**WHAT IS ASKED:** Identify each line below that contains the word "components", and copy it out.

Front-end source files
**********
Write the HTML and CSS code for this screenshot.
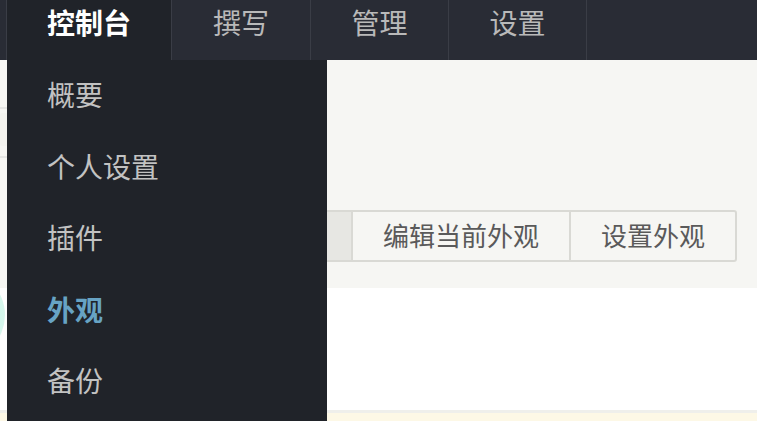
FILE: index.html
```html
<!DOCTYPE html>
<html lang="zh-CN">
<head>
<meta charset="utf-8">
<title>外观</title>
<link rel="stylesheet" href="styles.css">
</head>
<body>
<nav class="navbar">
  <a class="tab tab-active">控制台</a>
  <a class="tab tab-wide">撰写</a>
  <a class="tab">管理</a>
  <a class="tab">设置</a>
</nav>
<main class="page">
  <section class="page-head">
    <div class="btn-group">
      <a class="btn btn-current">可以使用的外观</a>
      <a class="btn">编辑当前外观</a>
      <a class="btn">设置外观</a>
    </div>
  </section>
  <section class="page-body"></section>
  <div class="page-rule"></div>
  <div class="page-notice"></div>
</main>
<div class="ghost-box"><div class="ghost-fill"></div></div>
<div class="ghost-circle"></div>
<ul class="dropdown">
  <li class="menu-item">概要</li>
  <li class="menu-item">个人设置</li>
  <li class="menu-item">插件</li>
  <li class="menu-item menu-active">外观</li>
  <li class="menu-item">备份</li>
</ul>
</body>
</html>
```
FILE: styles.css
```css
html, body {
  margin: 0;
  padding: 0;
  height: 100%;
  overflow: hidden;
}
body {
  background: #f6f6f3;
  font-family: "Noto Sans CJK SC", "Noto Sans", sans-serif;
  position: relative;
}
.navbar {
  height: 60px;
  background: #292c35;
  display: flex;
  padding-left: 6px;
  box-sizing: border-box;
}
.tab {
  display: block;
  height: 60px;
  line-height: 44px;
  padding: 0 40.5px;
  font-size: 28px;
  color: #b9b9b9;
  border-right: 1px solid #3a3d46;
  text-decoration: none;
  white-space: nowrap;
}
.tab-wide {
  padding: 0 41px;
}
.tab-active {
  width: 84px;
  padding: 0 40px;
  background: #202329;
  color: #ffffff;
  font-weight: 700;
  border-left: 1px solid #3a3d46;
}
.page {
  display: flex;
  flex-direction: column;
}
.page-head {
  background: #f6f6f3;
  padding: 150px 20px 26px 0;
  display: flex;
  justify-content: flex-end;
}
.btn-group {
  display: flex;
}
.btn {
  display: block;
  height: 48px;
  line-height: 46px;
  padding: 0 30px;
  font-size: 26px;
  color: #5a5a5a;
  background: #f6f6f3;
  border: 2px solid #d9d9d4;
  margin-left: -2px;
  white-space: nowrap;
}
.btn:first-child {
  border-radius: 3px 0 0 3px;
}
.btn:last-child {
  border-radius: 0 3px 3px 0;
}
.btn-current {
  background: #e7e7e3;
}
.page-body {
  background: #ffffff;
  height: 122px;
}
.page-rule {
  height: 3px;
  background: #efefeb;
}
.page-notice {
  height: 40px;
  background: #fdf8e6;
}
.ghost-box {
  position: absolute;
  left: -12px;
  top: 107px;
  width: 38px;
  height: 47px;
  border: 2px solid rgba(150, 150, 150, 0.16);
  border-radius: 4px;
}
.ghost-fill {
  margin: 4px 0 0 10px;
  width: 18px;
  height: 33px;
  border-radius: 3px;
  background: rgba(220, 220, 215, 0.12);
}
.ghost-circle {
  position: absolute;
  left: -85px;
  top: 270px;
  width: 90px;
  height: 90px;
  border-radius: 50%;
  background: radial-gradient(circle at 50% 50%, #c6f6e6 0%, #d2f7ec 60%, #e6f6ef 100%);
}
.dropdown {
  position: absolute;
  left: 7px;
  top: 60px;
  width: 320px;
  height: 380px;
  margin: 0;
  padding: 0;
  list-style: none;
  background: #202329;
}
.menu-item {
  height: 71.5px;
  line-height: 68px;
  padding-left: 40px;
  font-size: 28px;
  color: #c2c2c2;
}
.menu-active {
  color: #67a3c4;
  font-weight: 700;
}
```
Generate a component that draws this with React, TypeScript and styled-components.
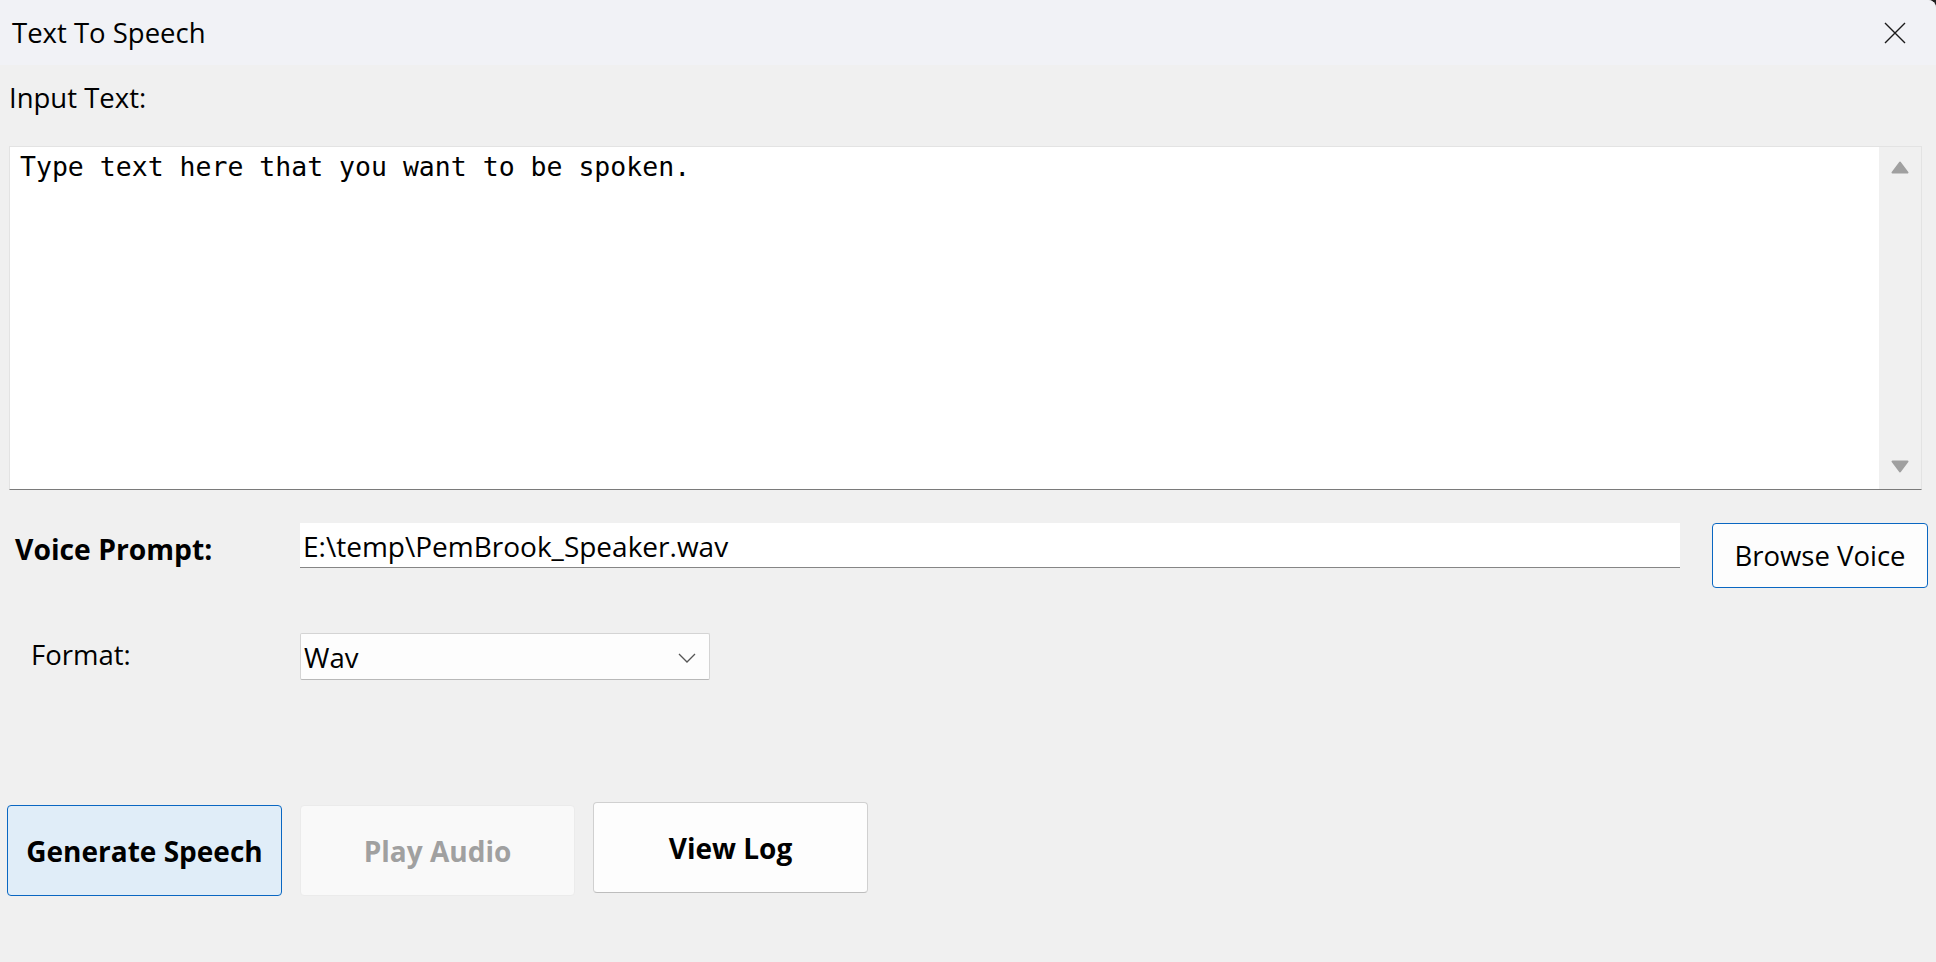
import {FC} from "react";
import styled, {createGlobalStyle} from "styled-components";

const GlobalStyle = createGlobalStyle`
  html, body {
    margin: 0;
    padding: 0;
    background: #202020;
  }
  body {
    font-family: "Open Sans", "Noto Sans", sans-serif;
    color: #000000;
  }
`

const StyledWindow = styled.div`
  display: flex;
  flex-direction: column;
  height: 100vh;
  background: #f0f0f0;
  border-top-right-radius: 8px;
  overflow: hidden;
`
const StyledTitleBar = styled.div`
  display: flex;
  align-items: center;
  justify-content: space-between;
  height: 65px;
  flex-shrink: 0;
  padding-left: 12px;
  background: #f1f2f6;
  font-size: 27.5px;
  line-height: 1;
`
const StyledCloseBtn = styled.div`
  display: flex;
  align-items: center;
  justify-content: center;
  width: 82px;
  height: 65px;
`
const StyledContent = styled.div`
  display: flex;
  flex-direction: column;
  padding: 0 8px 0 9px;
`
const StyledLabel = styled.div<{ $bold?: boolean; $indent?: number; $width?: number; $top?: number }>`
  flex-shrink: 0;
  width: ${p => p.$width ? `${p.$width}px` : "auto"};
  padding-left: ${p => p.$indent ?? 0}px;
  padding-top: ${p => p.$top ?? 0}px;
  box-sizing: border-box;
  font-size: ${p => p.$bold ? 28.3 : 27.5}px;
  font-weight: ${p => p.$bold ? 700 : 400};
  line-height: 1.2;
`
const StyledInputLabelRow = styled.div`
  padding-top: 16px;
  height: 81px;
  box-sizing: border-box;
`
const StyledTextBox = styled.div`
  display: flex;
  height: 344px;
  margin-right: 6px;
  background: #ffffff;
  border: 1px solid #e3e3e3;
  border-bottom: 1px solid #7a7a7a;
  box-sizing: border-box;
`
const StyledTextArea = styled.textarea`
  flex: 1;
  border: none;
  outline: none;
  resize: none;
  background: transparent;
  padding: 4px 10px;
  margin: 0;
  font-family: "DejaVu Sans Mono", "Liberation Mono", monospace;
  font-size: 26.5px;
  line-height: 1.2;
  color: #000000;
  overflow: hidden;
`
const StyledScrollTrack = styled.div`
  display: flex;
  flex-direction: column;
  justify-content: space-between;
  align-items: center;
  width: 42px;
  background: #f0f0f0;
  padding: 14px 0 16px;
  box-sizing: border-box;
`
const StyledRow = styled.div<{ $top: number; $height: number }>`
  display: flex;
  align-items: flex-start;
  margin-top: ${p => p.$top}px;
  height: ${p => p.$height}px;
`
const StyledPathInput = styled.div`
  width: 1380px;
  height: 45px;
  box-sizing: border-box;
  background: #ffffff;
  border-bottom: 1px solid #868686;
  padding: 4px 0 0 3px;
  font-size: 28px;
  line-height: 38px;
  white-space: nowrap;
`
const StyledBrowseBtn = styled.button`
  width: 216px;
  height: 65px;
  margin-left: 32px;
  background: #fdfdfd;
  border: 1px solid #0a67c2;
  border-radius: 4px;
  font-family: inherit;
  font-size: 27.5px;
  color: #000000;
  padding: 0;
`
const StyledSelect = styled.div`
  display: flex;
  align-items: center;
  justify-content: space-between;
  width: 410px;
  height: 47px;
  box-sizing: border-box;
  background: #fdfdfd;
  border: 1px solid #d4d4d4;
  border-bottom-color: #b8b8b8;
  border-radius: 2px;
  padding: 2px 13px 0 3px;
  font-size: 27.5px;
`
const StyledActions = styled.div`
  display: flex;
  align-items: flex-start;
  gap: 18px;
  margin-top: 122px;
  margin-left: -2px;
`
const StyledActionBtn = styled.button<{ $variant: "primary" | "disabled" | "plain" }>`
  width: 275px;
  height: 91px;
  margin-top: ${p => p.$variant === "plain" ? 0 : 3}px;
  padding: 0;
  border-radius: 4px;
  font-family: inherit;
  font-size: 28px;
  font-weight: 700;
  background: ${p => p.$variant === "primary" ? "#e0edf8" : p.$variant === "disabled" ? "#f9f9f9" : "#fdfdfd"};
  border: 1px solid ${p => p.$variant === "primary" ? "#0a67c2" : p.$variant === "disabled" ? "#ebebeb" : "#d0d0d0"};
  border-bottom-color: ${p => p.$variant === "plain" ? "#bdbdbd" : undefined};
  color: ${p => p.$variant === "disabled" ? "#a0a0a0" : "#000000"};
`

const App: FC = () => {
    return (
        <StyledWindow>
            <GlobalStyle/>
            <StyledTitleBar>
                <span>Text To Speech</span>
                <StyledCloseBtn>
                    <svg width="22" height="22" viewBox="0 0 22 22">
                        <path d="M1 1 L21 21 M21 1 L1 21" stroke="#1a1a1a" strokeWidth="1.4" fill="none"/>
                    </svg>
                </StyledCloseBtn>
            </StyledTitleBar>
            <StyledContent>
                <StyledInputLabelRow>
                    <StyledLabel>Input Text:</StyledLabel>
                </StyledInputLabelRow>
                <StyledTextBox>
                    <StyledTextArea readOnly value="Type text here that you want to be spoken."/>
                    <StyledScrollTrack>
                        <svg width="18" height="13" viewBox="0 0 18 13">
                            <path d="M9 1.5 L16.5 11.5 L1.5 11.5 Z" fill="#a0a0a0" stroke="#a0a0a0" strokeWidth="2"
                                  strokeLinejoin="round"/>
                        </svg>
                        <svg width="18" height="13" viewBox="0 0 18 13">
                            <path d="M1.5 1.5 L16.5 1.5 L9 11.5 Z" fill="#a0a0a0" stroke="#a0a0a0" strokeWidth="2"
                                  strokeLinejoin="round"/>
                        </svg>
                    </StyledScrollTrack>
                </StyledTextBox>
                <StyledRow $top={33} $height={65}>
                    <StyledLabel $bold $indent={6} $width={291} $top={10}>Voice Prompt:</StyledLabel>
                    <StyledPathInput>E:\temp\PemBrook_Speaker.wav</StyledPathInput>
                    <StyledBrowseBtn>Browse Voice</StyledBrowseBtn>
                </StyledRow>
                <StyledRow $top={45} $height={47}>
                    <StyledLabel $indent={22} $width={291} $top={5}>Format:</StyledLabel>
                    <StyledSelect>
                        <span>Wav</span>
                        <svg width="18" height="10" viewBox="0 0 18 10">
                            <path d="M1 1 L9 9 L17 1" stroke="#555555" strokeWidth="1.3" fill="none"/>
                        </svg>
                    </StyledSelect>
                </StyledRow>
                <StyledActions>
                    <StyledActionBtn $variant="primary">Generate Speech</StyledActionBtn>
                    <StyledActionBtn $variant="disabled">Play Audio</StyledActionBtn>
                    <StyledActionBtn $variant="plain">View Log</StyledActionBtn>
                </StyledActions>
            </StyledContent>
        </StyledWindow>
    )
}

export default App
**********
**RESPONSE TO THIS EXERCISE:**
Generate a component that draws this with React, TypeScript and styled-components.
import styled, {createGlobalStyle} from "styled-components";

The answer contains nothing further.